** EXERCISE DESCRIPTION **
Write out each line in which the string "this" is present.

─── GIVEN MATERIAL

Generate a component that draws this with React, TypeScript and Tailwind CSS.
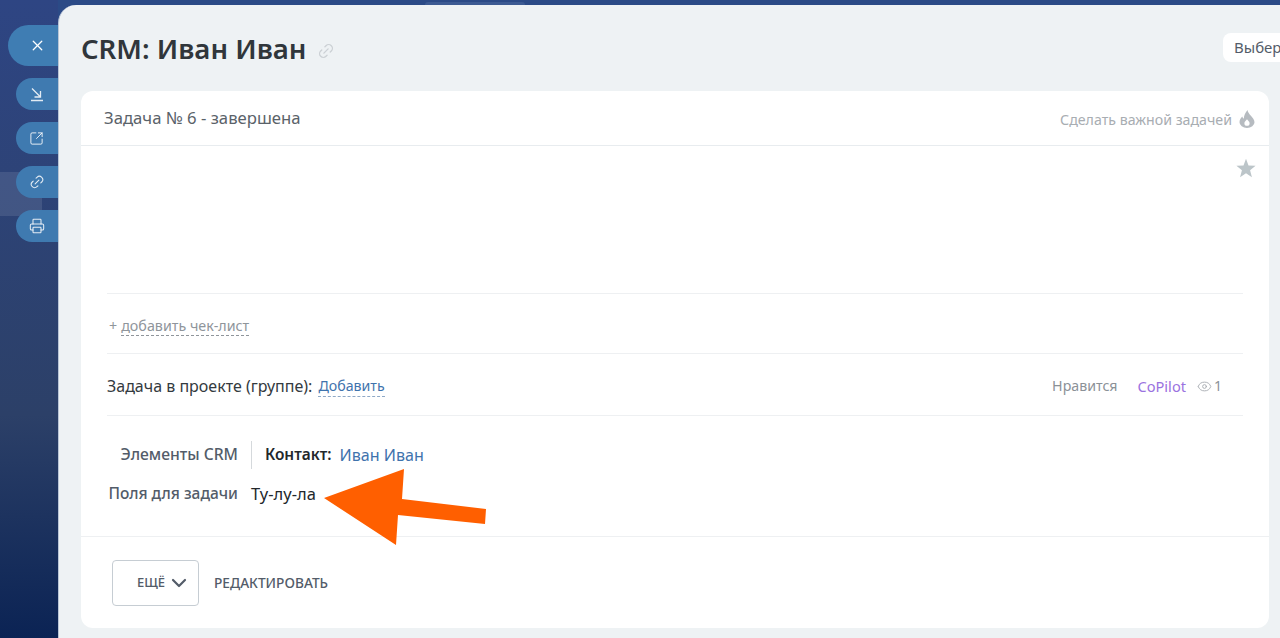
import { ChevronDown, Eye, Link2, Printer, SquareArrowOutUpRight, X } from "lucide-react";

function SideButton({ children, wide }: { children: React.ReactNode; wide?: boolean }) {
  return (
    <div
      className={
        wide
          ? "ml-2 flex h-[41px] items-center rounded-l-[21px] bg-[#3f7db3] pl-[21px] text-white"
          : "ml-4 flex h-8 items-center rounded-l-2xl bg-[#3f7ab0] pl-[13px] text-white/85"
      }
    >
      {children}
    </div>
  );
}

export default function App() {
  return (
    <div className="relative flex h-[638px] w-[1280px] overflow-hidden bg-[#2b4a86] font-['Noto_Sans','Open_Sans',sans-serif]">
      {/* left slider rail */}
      <div className="relative w-[58px] shrink-0 bg-gradient-to-b from-[#2e4583] via-[#2c4068] via-[65%] to-[#0b2354] pt-[25px]">
        <div className="absolute left-0 top-[172px] h-11 w-[42px] bg-white/10" />
        <div className="relative flex flex-col">
          <SideButton wide>
            <X size={17} strokeWidth={1.8} />
          </SideButton>
          <div className="mt-3 flex flex-col gap-3">
            <SideButton>
              <svg width="16" height="16" viewBox="0 0 16 16" fill="none" stroke="currentColor" strokeWidth="1.3">
                <path d="M3 2.500l8.500 8.500M11.500 5v6h-6M2 14.500h12" />
              </svg>
            </SideButton>
            <SideButton>
              <SquareArrowOutUpRight size={15} strokeWidth={1.6} />
            </SideButton>
            <SideButton>
              <Link2 size={16} strokeWidth={1.6} className="-rotate-45" />
            </SideButton>
            <SideButton>
              <Printer size={16} strokeWidth={1.6} />
            </SideButton>
          </div>
        </div>
      </div>

      {/* tab of the slider behind this one */}
      <div className="absolute left-[425px] top-[2px] h-[3px] w-[100px] rounded-t bg-[#3c5a92]" />

      {/* task panel */}
      <div className="relative mt-[5px] flex h-[633px] min-w-0 flex-1 flex-col rounded-tl-[18px] border-l border-[#b9c5d6] bg-[#eef2f4] pl-[22px] pr-[11px]">
        <div className="flex h-[86px] shrink-0 items-center justify-between">
          <div className="flex items-center gap-[10px] pt-[1px]">
            <h1 className="text-[27.6px] font-semibold leading-none text-[#30363b]">CRM: Иван Иван</h1>
            <Link2 size={18} strokeWidth={1.8} className="mt-1 -rotate-45 text-[#ccd1d5]" />
          </div>
          <div className="-mr-[11px] -mt-[2px] flex h-[29px] w-[57px] items-center overflow-hidden whitespace-nowrap rounded-l-lg bg-white pl-[11px] text-[15px] text-[#535c69]">
            Выберите
          </div>
        </div>

        <div className="flex h-[537px] shrink-0 flex-col rounded-xl bg-white">
          <div className="flex h-[55px] shrink-0 items-center justify-between border-b border-[#e8ecef] pl-[23px] pr-[14px]">
            <span className="text-[16.7px] text-[#5a6269]">Задача № 6 - завершена</span>
            <div className="flex items-center gap-[7px] pt-[3px] text-[14.2px] text-[#a8adb2]">
              <span>Сделать важной задачей</span>
              <svg width="16" height="18" viewBox="0 0 16 18" fill="#b6bbc0">
                <path
                  fillRule="evenodd"
                  d="M8.500 0c.4 2.600 1.800 3.800 3.400 5.800C13.500 7.800 15.500 9.700 15.500 12.200a7.500 5.800 0 0 1-15 0c0-2.400 1.300-4 2.700-5.600.3 1 .8 1.700 1.600 2.100C4.900 5.400 6.500 2.600 8.500 0zM8 9.300c-1 1.500-2.600 2.300-2.600 3.900a2.600 2.600 0 0 0 5.200 0C10.600 11.600 9 10.800 8 9.300z"
                />
              </svg>
            </div>
          </div>

          <div className="flex h-[147px] shrink-0 justify-end pr-[13px] pt-[12px]">
            <svg width="20" height="20" viewBox="0 0 24 24" fill="#bcc5c9">
              <path d="M12 1l3 7.900 8.500.5-6.600 5.400 2.200 8.200L12 18.400l-7.100 4.600 2.200-8.200L.5 9.400 9 8.900z" />
            </svg>
          </div>

          <div className="mx-[26px] flex h-[61px] shrink-0 items-center border-y border-[#eef0f2] pl-[2px] pt-[5px] text-[14.3px] text-[#8f959b]">
            <span className="mr-[4px]">+</span>
            <span className="border-b border-dashed border-[#8f959b] leading-[18px]">добавить чек-лист</span>
          </div>

          <div className="mx-[26px] flex h-[62px] shrink-0 items-center justify-between border-b border-[#eef0f2] pt-[3px] text-sm">
            <div className="flex items-center gap-[6px] text-[#333a40]">
              <span className="text-[16px]">Задача в проекте (группе):</span>
              <span className="border-b border-dashed border-[#8fa9c7] text-[14.2px] leading-[20px] text-[#3f73ad]">Добавить</span>
            </div>
            <div className="flex items-center pr-[21px] text-[#8b9197]">
              <span className="text-[14.2px]">Нравится</span>
              <span className="ml-[20px] text-[14.6px] text-[#9a72e0]">CoPilot</span>
              <Eye size={15} strokeWidth={1.5} className="ml-[11px] text-[#a9adb2]" />
              <span className="ml-[2px] text-[14px]">1</span>
            </div>
          </div>

          <div className="flex h-[121px] shrink-0 flex-col border-b border-[#eef0f2] pt-[24px]">
            <div className="flex h-[30px] items-center">
              <span className="w-[157px] text-right text-[15.7px] font-medium text-[#535c69]">Элементы CRM</span>
              <span className="ml-[13px] h-7 w-px bg-[#d5d9dc]" />
              <span className="ml-[13px] text-[15.4px] font-semibold text-[#22272b]">Контакт:</span>
              <span className="ml-[8px] text-[16.1px] text-[#3f73ad]">Иван Иван</span>
            </div>
            <div className="mt-[13px] flex h-[22px] items-center">
              <span className="w-[157px] text-right text-[15.5px] font-medium text-[#535c69]">Поля для задачи</span>
              <span className="ml-[13px] text-[16.5px] text-[#22272b]">Ту-лу-ла</span>
            </div>
          </div>

          <div className="flex flex-1 items-start pl-[31px] pt-[23px]">
            <button className="flex h-[46px] w-[87px] items-center gap-[2px] rounded border border-[#c6cdd3] pl-[24px] text-[13px] font-medium text-[#535c69]">
              ЕЩЁ
              <ChevronDown size={24} strokeWidth={2.2} />
            </button>
            <span className="ml-[15px] flex h-[46px] items-center text-[13.7px] font-medium text-[#535c69]">РЕДАКТИРОВАТЬ</span>
          </div>
        </div>
      </div>

      {/* annotation arrow laid over the shot */}
      <svg className="absolute left-0 top-0" width="1280" height="638" fill="#ff5f00">
        <path d="M324 498L404 469L402 499L486 509L485 524L398 515L396 545Z" />
      </svg>
    </div>
  );
}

──────

** THE COMPLETED TASK **
Generate a component that draws this with React, TypeScript and Tailwind CSS.
      {/* tab of the slider behind this one */}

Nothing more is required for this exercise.